What Went Well and What Went Wrong
What Went Well
- Record total revenues ($57.1M) and analytics revenues ($54.7M) driven by leading-edge customers and equipment software; non-GAAP gross margin remained above the 75% long-term target at 76%. “Our bookings for this quarter totaled over $100 million... we ended Q3 with a backlog of $292 million... 25% higher than last quarter.”
- Strategic wins: “We signed an eight-figure contract with a large IC manufacturer... and an eight-figure contract for secureWISE with one of the largest equipment OEMs.”
- Market position: “More equipment is now shipped with our [Cimetrix] software installed on it than internally developed software of any single equipment vendor,” strengthening runtime license momentum.
What Went Wrong
- GAAP profitability muted: GAAP net income $1.3M and diluted EPS $0.03 vs $2.2M and $0.06 in Q3’24, reflecting interest expense ($1.24M), tax expense and non-recurring costs; effective tax rate appeared elevated.
- IYR softness: Integrated yield ramp revenue fell QoQ to $2.453M (from $2.906M), though up YoY; management attributed analytics growth vs IYR decline to mix.
- Cash headwinds: cash, equivalents, and ST investments decreased to ~$35.9M (from ~$40.4M QoQ) amid CapEx for eProbe builds and acquisition integration; debt outstanding ~$67.6M.
Financial Results
Revenue, EPS, and Margins vs Prior Periods and Consensus
Values retrieved from S&P Global.*
Segment Revenue Breakdown
KPIs and Operating Metrics
Geographic Revenue (Quarter)
Non-GAAP Adjustments (Q3 2025)
Guidance Changes
No explicit EPS, OpEx, OI&E, or tax rate numerical guidance was provided; management reiterated qualitative expectations and long-term targets.
Earnings Call Themes & Trends
Management Commentary
- “With a strong portfolio and momentum, we reaffirm our 21–23% annual revenue growth prior guidance range for this year.” — John Kibarian, CEO
- “Our bookings for this quarter totaled over $100 million... we ended Q3 with a backlog of $292 million... 25% higher than last quarter and 22% higher than the same period a year ago.” — Adnan Raza, CFO
- “We licensed Tiber AI Studio from Intel... integrating directly into Exensio... to enable engineers to use Exensio to both train models as well as deploy them.” — John Kibarian
- “More equipment is now shipped with our [Cimetrix] software installed on it than internally developed software of any single equipment vendor.” — John Kibarian
- “We expect the profits generated from these investments in 2025 will enrich our balance sheet in 2026 and beyond.” — John Kibarian
Q&A Highlights
- DFI revenue timing: two eProbe machines shipped under subscription; qualification typically one quarter ±; initial revenue could begin in Q4 or Q1; guidance does not rely solely on these timing outcomes.

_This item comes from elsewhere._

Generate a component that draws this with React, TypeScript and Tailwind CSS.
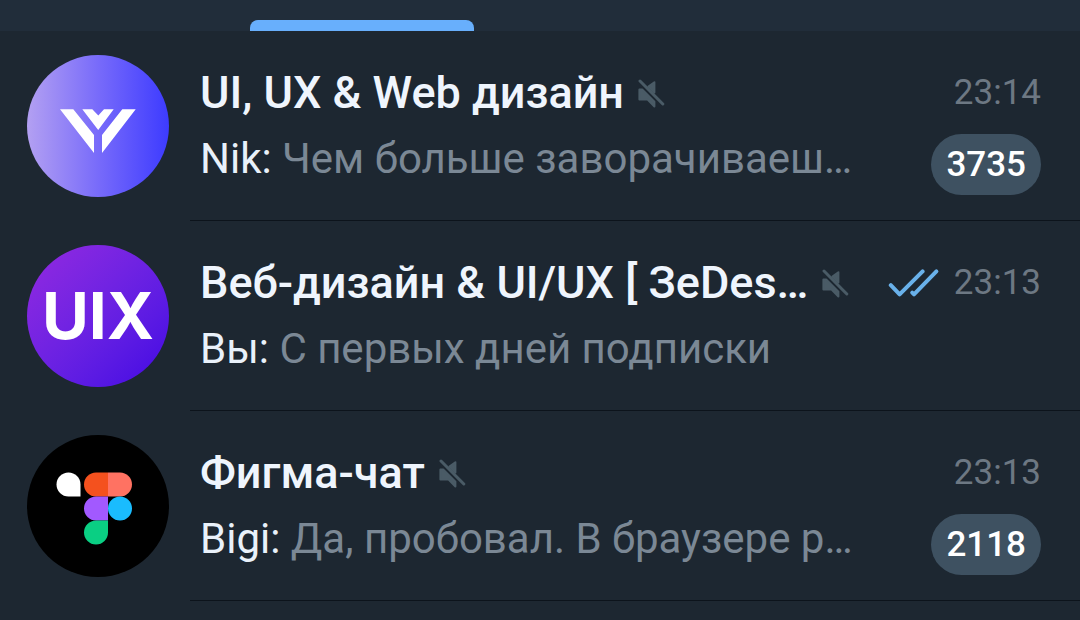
import type { ReactNode } from 'react';

interface Chat {
    id: string;
    title: string;
    sender: string;
    message: string;
    time: string;
    unread?: number;
    read?: boolean;
    avatar: ReactNode;
}

const WebDesignAvatar = () => (
    <svg viewBox="0 0 142 142" className="size-full" aria-hidden="true">
        <defs>
            <linearGradient id="web-bg" x1="0" y1="0" x2="1" y2="0">
                <stop offset="0" stopColor="#b3a0f2" />
                <stop offset="0.5" stopColor="#786bfa" />
                <stop offset="1" stopColor="#3d3bff" />
            </linearGradient>
        </defs>
        <rect width="142" height="142" fill="url(#web-bg)" />
        <path
            fill="#fff"
            d="M33 54.3H46.3L67 80V98ZM108.7 54.3H95.3L75 80V98ZM55.3 54.3H65.3L71.3 60.5L77 54.3H86.7L71.2 75Z"
        />
    </svg>
);

const UixAvatar = () => (
    <span className="flex size-full items-center justify-center bg-linear-to-br from-[#9428e0] to-[#4200e4] font-[Inter,sans-serif] text-[64px] leading-none font-bold text-white">
        UIX
    </span>
);

const FigmaAvatar = () => (
    <svg viewBox="0 0 142 142" className="size-full" aria-hidden="true">
        <rect width="142" height="142" fill="#000" />
        <path fill="#fff" d="M53.5 61.5H41.5A12 12 0 1 1 53.5 49.5Z" />
        <path fill="#f4511e" d="M81 37.5V61.5H69A12 12 0 0 1 69 37.5Z" />
        <path fill="#ff7262" d="M81 37.5H93A12 12 0 0 1 93 61.5H81Z" />
        <path fill="#a259ff" d="M81 61.5V85.5H69A12 12 0 0 1 69 61.5Z" />
        <circle fill="#1abcfe" cx="93" cy="73.5" r="12" />
        <path fill="#0acf83" d="M81 85.5V97.5A12 12 0 1 1 69 85.5Z" />
    </svg>
);

const MuteIcon = () => (
    <svg viewBox="0 0 27 31" className="h-[31px] w-[27px] shrink-0 text-[#4a5b66]" role="img" aria-label="Без звука">
        <g fill="currentColor" stroke="currentColor" strokeLinejoin="round">
            <path strokeWidth="2" d="M1.4 11.6H4.4L16.4 23.8V28.6L9.6 21.6H1.4Z" />
            <path strokeWidth="2" d="M10.4 8.6L16.4 4.2V14.6Z" />
        </g>
        <path d="M2 3L24.8 26" stroke="currentColor" strokeWidth="3" strokeLinecap="round" />
    </svg>
);

const ReadIcon = () => (
    <svg viewBox="0 0 52 30" className="h-[30px] w-[52px] shrink-0" role="img" aria-label="Прочитано">
        <g fill="none" stroke="#69b1ea" strokeWidth="4" strokeLinecap="round" strokeLinejoin="round">
            <path d="M2.8 17.2L11.6 26.4L34.6 3.4" />
            <path d="M24.2 24.6L26 26.4L48.4 3.4" />
        </g>
    </svg>
);

const chats: Chat[] = [
    {
        id: 'web',
        title: 'UI, UX & Web дизайн',
        sender: 'Nik:',
        message: 'Чем больше заворачиваеш…',
        time: '23:14',
        unread: 3735,
        avatar: <WebDesignAvatar />,
    },
    {
        id: 'uix',
        title: 'Веб-дизайн & UI/UX [ ЗеDes…',
        sender: 'Вы:',
        message: 'С первых дней подписки',
        time: '23:13',
        read: true,
        avatar: <UixAvatar />,
    },
    {
        id: 'figma',
        title: 'Фигма-чат',
        sender: 'Bigi:',
        message: 'Да, пробовал. В браузере р…',
        time: '23:13',
        unread: 2118,
        avatar: <FigmaAvatar />,
    },
];

const ChatRow = ({ chat }: { chat: Chat }) => (
    <li>
        <a href={`#${chat.id}`} className="flex gap-[21px] pl-[27px]">
            <div className="mt-6 size-[142px] shrink-0 overflow-hidden rounded-full">{chat.avatar}</div>

            <div className="flex min-w-0 flex-1 flex-col gap-[15px] border-b border-[#0c131b] pt-9 pr-[39px] pb-[25px] pl-[10px]">
                <div className="flex items-center">
                    <h2 className="truncate text-[45px] leading-[52px] font-medium text-[#eff5fd]">{chat.title}</h2>
                    <span className="ml-[14px]">
                        <MuteIcon />
                    </span>
                    <div className="ml-auto flex shrink-0 items-center gap-[14px]">
                        {chat.read && <ReadIcon />}
                        <time className="text-[35px] leading-[42px] text-[#6d7883]">{chat.time}</time>
                    </div>
                </div>

                <div className="flex items-start justify-between">
                    <p className="h-[61px] truncate text-[42px] leading-[50px] text-[#7b8895]">
                        <span className="text-[#e9f1fa]">{chat.sender}</span> {chat.message}
                    </p>
                    {chat.unread && (
                        <span className="shrink-0 rounded-full bg-[#3e5161] px-[15px] text-[35px] leading-[61px] font-medium text-white">
                            {chat.unread}
                        </span>
                    )}
                </div>
            </div>
        </a>
    </li>
);

export default function App() {
    return (
        <div className="min-h-screen bg-[#1d2731] font-[Roboto,sans-serif]">
            <header className="bg-[#212d3a] pt-5 pl-[250px]">
                <div className="h-[11px] w-56 rounded-t-lg bg-[#68affc]" />
            </header>
            <main>
                <ul>
                    {chats.map((chat) => (
                        <ChatRow key={chat.id} chat={chat} />
                    ))}
                </ul>
            </main>
        </div>
    );
}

- secureWISE go-to-market: expanded to fabs and OSATs; Intel standardizing secureWISE across front-end, back-end and test; goal is broader factory coverage enabling secure collaboration and AI workflows.
- Customer concentration: “Customer A... went from 19% to 38%” YoY; management framed platform breadth across fab, fabless, and equipment vendors as strategic rationale.
- Runtime licenses visibility: significant Q3 runtime revenues; limited quarter-to-quarter visibility as revenue recognized upon equipment shipment; annual trend positive with broader equipment adoption.
- Advanced test feed-forward: multiple pilots and some production deployments; majority revenue impact expected in 2026.
- Outlook: sequential revenue growth expected in Q4; FY25 revenue growth reaffirmed at 21–23%.
Estimates Context
- Q3 2025 actuals vs S&P Global consensus: revenue $57.115M vs $56.691M* (beat); non-GAAP EPS $0.25 vs $0.2225* (beat). Values retrieved from S&P Global.*
- Given the modest beats and backlog strength (+25% QoQ), near-term estimate revisions may focus on Q4 sequential growth and sustaining margins at or above long-term targets (75% non-GAAP GM), consistent with management commentary.
Key Takeaways for Investors
- Modest beat on both revenue and non-GAAP EPS with record quarterly revenues and strong analytics mix; margins remain above long-term targets, supporting thesis durability.
- Backlog and bookings strength (>$100M bookings; $292M backlog) improve revenue visibility into Q4 and 2026, particularly across Exensio, secureWISE, and Cimetrix.
- Near-term catalysts: Exensio Studio AI (Tiber AI integration) targeted by end-Q4; secureWISE standardization at key accounts; additional eProbe qualifications could add subscription revenue.
- Watch IYR trajectory and customer concentration risk; revenue mix suggests continued reliance on large strategic deals.
- Cash and CapEx dynamics should inflect as integration costs ebb and eProbe subscriptions ramp; management expects cash growth over the next year.
- Medium-term: advanced packaging/test feed-forward and broader AI-first analytics deployments are likely 2026 revenue drivers; monitor user conference/analyst day disclosures.
- Trading lens: Strong bookings/backlog and Q4 sequential growth commentary provide positive near-term sentiment; incremental validation of AI/model ops roadmap and secure connectivity could be stock catalysts, while GAAP earnings, tax rate volatility, and debt/interest expense are offsetting considerations.